Abortion is currently punishable by a prison sentence or fine in Switzerland, unless it is carried out because of a threat to the health or well-being of the mother.
But the law has different interpretations around the country's decentralized health and judicial systems, and the government estimates that about 16,000 abortions are carried out legally every year.
Many Swiss cantons take into account social conditions, while about nine rural, devout Roman Catholic cantons, mainly in Switzerland's traditional central heartland, enforce a stricter line.
The government proposal, which gained parliament backing, aims to decriminalize abortions carried out in the first 12 weeks of pregnancy, provided the woman makes a written request and submits to counseling and medical advice.

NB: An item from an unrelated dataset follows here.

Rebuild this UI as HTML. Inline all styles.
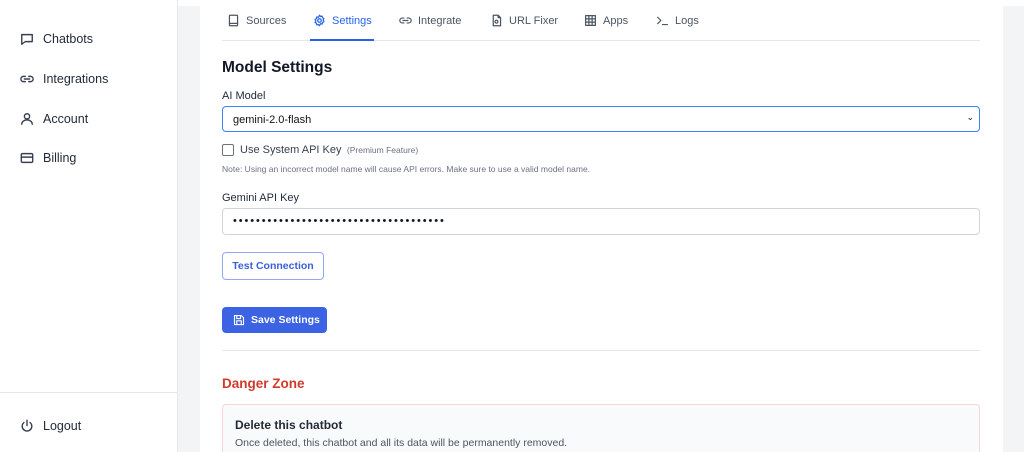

It would also allow abortions after the 12-week period if the pregnancy proves to be a grave danger to health.
Voters also have to decide on a separate proposal dubbed "For the Mother and the Child", brought by religious-backed "pro-life" groups and some politicians, which aims to make the ban part of the constitution.
It rules out the right to an abortion and exposes women and doctors to criminal prosecution unless there is "imminent and physical" danger to the mother's life which cannot be cured in any other way.
It makes adoption the only alternative for women who become pregnant as a result of rape.
Swiss Roman Catholic bishops have said they support the basis for the "Mother and Child" initiative, but gave no voting recommendation.
About one pregnancy in eight in Switzerland is aborted, according to health officials, and the last conviction under the abortion law took place 14 years ago.
Three previous attempts to change the law in the 1970s and 1980s were rejected in referendums.